Service marketing mix and customer engagement: A meta-analysis

Service marketing mix and customer engagement: A meta-analysis

Sudeep Rohit, Kumar Rakesh Ranjan, G. Shainesh

Abstract: Service brands employ two primary strategies to promote customer engagement (CE). The first is customer engagement marketing, which involves deliberate tactics, such as contests or brand selfies, designed to encourage customers to dedicate resources and interact with the brand. The second strategy relies on traditional marketing approaches, which, rather than actively promoting CE, create conditions that enable CE to occur organically through positive product or brand experiences. Research suggests that traditional strategies can sometimes be more effective than customer engagement marketing in driving CE. Despite the significance of services in the global economy, little research examines the impact of the service marketing mix (SMM) on the organic development of CE. This meta-analysis quantifies the unified direct effect of SMM elements on different dimensions of CE using 1,188 individual effect sizes from 156 research papers, representing a cumulative sample of 77,843 respondents. Results reveal that the ‘product’ and ‘people’ elements of the SMM exert the strongest influence across most CE dimensions, while ‘price’ and ‘promotion’ demonstrate lower impact. ‘Physical evidence’, ‘place’, and ‘process’ elements of the mix exhibit varying effects across dimensions.
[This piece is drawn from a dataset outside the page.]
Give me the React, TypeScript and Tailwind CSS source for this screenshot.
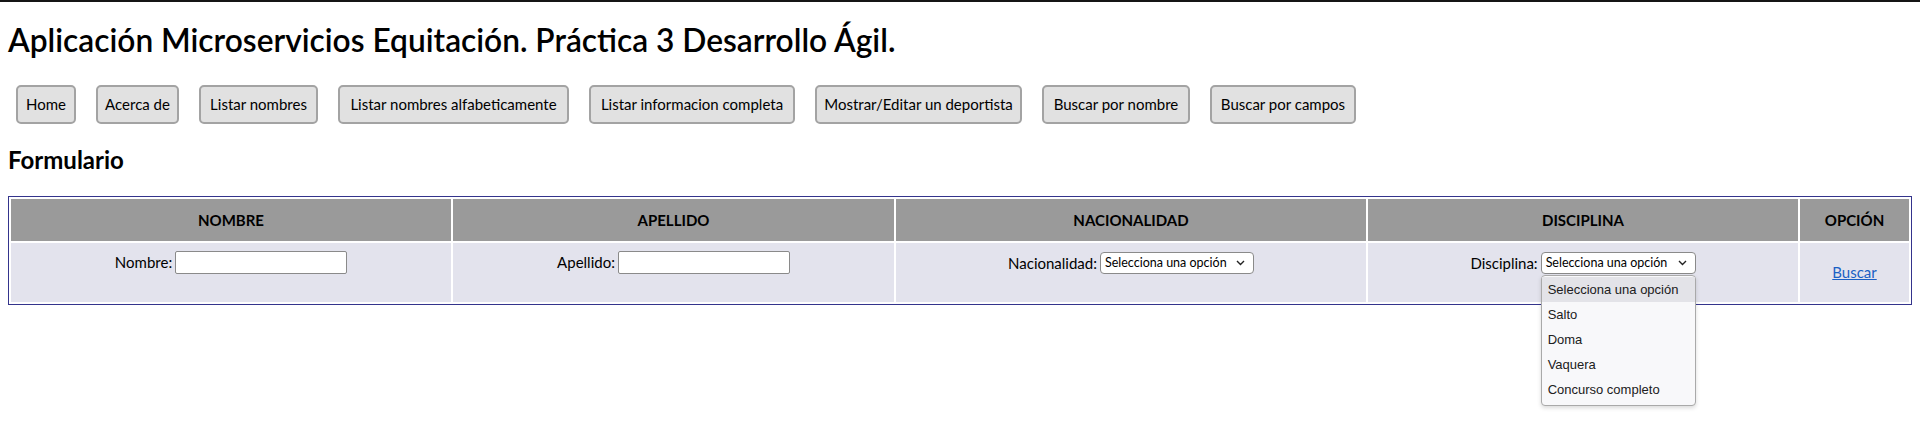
import React from "react";

const buttons: { label: string; w: string }[] = [
  { label: "Home", w: "w-[60px]" },
  { label: "Acerca de", w: "w-[83px]" },
  { label: "Listar nombres", w: "w-[119px]" },
  { label: "Listar nombres alfabeticamente", w: "w-[231px]" },
  { label: "Listar informacion completa", w: "w-[206px]" },
  { label: "Mostrar/Editar un deportista", w: "w-[207px]" },
  { label: "Buscar por nombre", w: "w-[148px]" },
  { label: "Buscar por campos", w: "w-[146px]" },
];

function Chevron() {
  return (
    <svg width="9" height="6" viewBox="0 0 9 6" className="shrink-0">
      <polyline points="1,1 4.5,4.5 8,1" fill="none" stroke="#222" strokeWidth="1.4" />
    </svg>
  );
}

function FakeSelect({ w, open }: { w: string; open?: boolean }) {
  return (
    <div className={`relative ${w} h-[22px]`}>
      <div className="flex h-full w-full items-center justify-between rounded-[4px] border border-[#8a8a8a] bg-white pl-[4px] pr-[8px] text-[12.5px] text-black">
        <span>Selecciona una opción</span>
        <Chevron />
      </div>
      {open && (
        <div className="absolute left-0 top-[23px] z-10 w-[155px] rounded-[4px] border border-[#a9a9a9] bg-[#f8f8fa] pt-[1px] pb-[3px] shadow-[0_2px_4px_rgba(0,0,0,0.15)] font-['Liberation_Sans',Arial,sans-serif] text-[13px] text-[#202020]">
          {["Selecciona una opción", "Salto", "Doma", "Vaquera", "Concurso completo"].map((o, i) => (
            <div
              key={o}
              className={`flex h-[25px] items-center pl-[6px] ${i === 0 ? "bg-[#e3e3e8]" : ""}`}
            >
              {o}
            </div>
          ))}
        </div>
      )}
    </div>
  );
}

function TextInput() {
  return <div className="h-[23px] w-[172px] rounded-[2px] border border-[#8a8a8a] bg-white" />;
}

export default function App() {
  return (
    <div className="min-h-[429px] bg-white font-['Lato','Liberation_Sans',sans-serif] text-black">
      <div className="h-[2px] bg-[#151515]" />
      <div className="px-[8px]">
        <h1 className="mt-[19px] text-[31.7px] font-semibold leading-[38px]">
          Aplicación Microservicios Equitación. Práctica 3 Desarrollo Ágil.
        </h1>
        <div className="mt-[26px] flex gap-[20px] pl-[8px]">
          {buttons.map((b) => (
            <div
              key={b.label}
              className={`${b.w} flex h-[39px] items-center justify-center rounded-[5px] border-2 border-[#a3a3a3] bg-[#e1e1e1] text-[15px] whitespace-nowrap`}
            >
              {b.label}
            </div>
          ))}
        </div>
        <h2 className="mt-[21px] text-[24px] font-bold leading-[29px]">Formulario</h2>
        <div className="mt-[22px] grid grid-cols-[440px_441px_470px_430px_109px] gap-[2px] border border-[#34348c] p-[2px]">
          {["NOMBRE", "APELLIDO", "NACIONALIDAD", "DISCIPLINA", "OPCIÓN"].map((h) => (
            <div key={h} className="flex h-[42px] items-center justify-center bg-[#9a9a9a] text-[15px] font-bold">
              {h}
            </div>
          ))}
          <div className="flex h-[59px] justify-center bg-[#e3e3ed] pt-[8px]">
            <div className="flex h-[23px] items-center gap-[3px] text-[15px]">
              <span>Nombre:</span>
              <TextInput />
            </div>
          </div>
          <div className="flex h-[59px] justify-center bg-[#e3e3ed] pt-[8px]">
            <div className="flex h-[23px] items-center gap-[3px] text-[15px]">
              <span>Apellido:</span>
              <TextInput />
            </div>
          </div>
          <div className="flex h-[59px] justify-center bg-[#e3e3ed] pt-[9px]">
            <div className="flex h-[22px] items-center gap-[3px] text-[15px]">
              <span>Nacionalidad:</span>
              <FakeSelect w="w-[154px]" />
            </div>
          </div>
          <div className="flex h-[59px] justify-center bg-[#e3e3ed] pt-[9px]">
            <div className="flex h-[22px] items-center gap-[3px] text-[15px]">
              <span>Disciplina:</span>
              <FakeSelect w="w-[155px]" open />
            </div>
          </div>
          <div className="flex h-[59px] items-center justify-center bg-[#e3e3ed]">
            <span className="text-[15px] text-[#1a5fc4] underline">Buscar</span>
          </div>
        </div>
      </div>
    </div>
  );
}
For deeper insight, we analyze how conceptual moderators (industry type, firm size, geographic location, and business context) and methodological moderators (data collection approach and sample type) influence the direct effects. Our analysis reveals significant differences based on firm size, industry type, study entity, business context and location. We conclude with theoretical implications and managerial guidance for optimizing investments in the SMM to enhance CE.